Russian Aviaton » Monday February 20, 2017 12:32 MSK
Station Mir | photo courtesy by RSC Energia press-service

On February 20, 1986 launch vehicle Proton carrying core module of Orbital Complex Mir lifted off from the Baikonur Cosmodrome.

Launch of core module has marked the start of construction of the Soviet/Russian multi-module research orbital station designed by NPO Energia (currently RSC Energia). The module was equipped with six docking assemblies. For ten years, modules Kvant, Kvant-2, technological module Cristal, optical module Spectr, research module Priroda and the docking compartment intended to receive the US Space Shuttles docked to the Core Module one after another. Two hundred and eighty organizations under the authority of 20 ministries worked on the development of Station Mir.
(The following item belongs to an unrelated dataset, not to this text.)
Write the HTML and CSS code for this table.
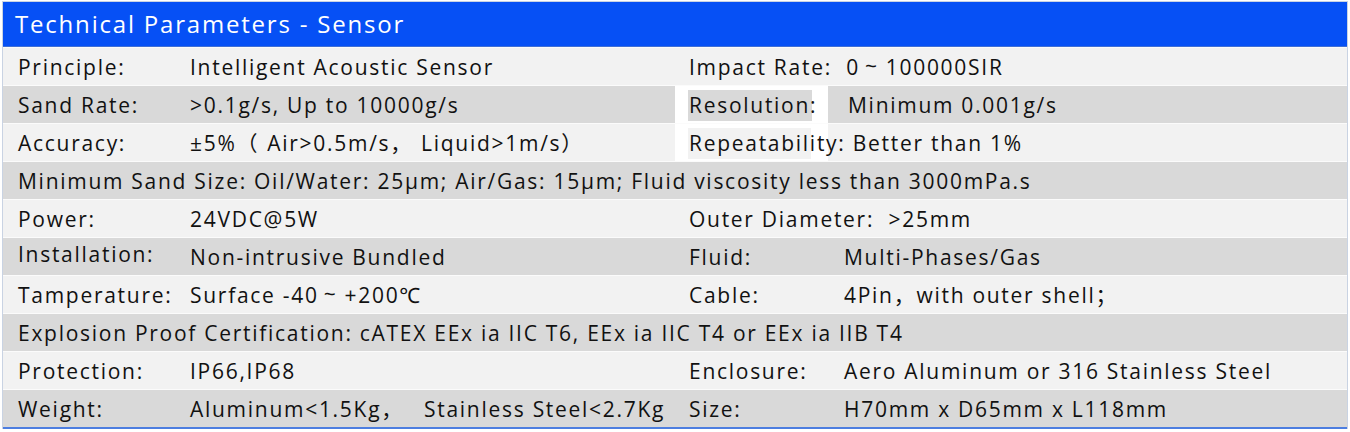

The first crew consisting of spacecraft commander Leonid Kizim and flight engineer Vladimir Solovyov was delivered to Mir by spacecraft Soyuz T-15 on March 15, 1986. After that, the Station was operated in a manned mode until June 16, 2000. Since 1995, foreign crews began to visit Station Mir. There were visiting crews delivered by Space Shuttle Atlantis, Endeavour and Discovery. About 23 thousand experiments involving more than 100 cosmonauts and astronauts from 12 countries were conducted on the Station.

Orbital Complex Mir having a mass of about 137 tons was on the Earth's orbit for 5511 days. It was supported by Soyuz and Progress-series spacecraft. The active lifetime was three times as much as the originally planned one. The station was de-orbited on March 23, 2001 into a non-navigational area of the Pacific Ocean.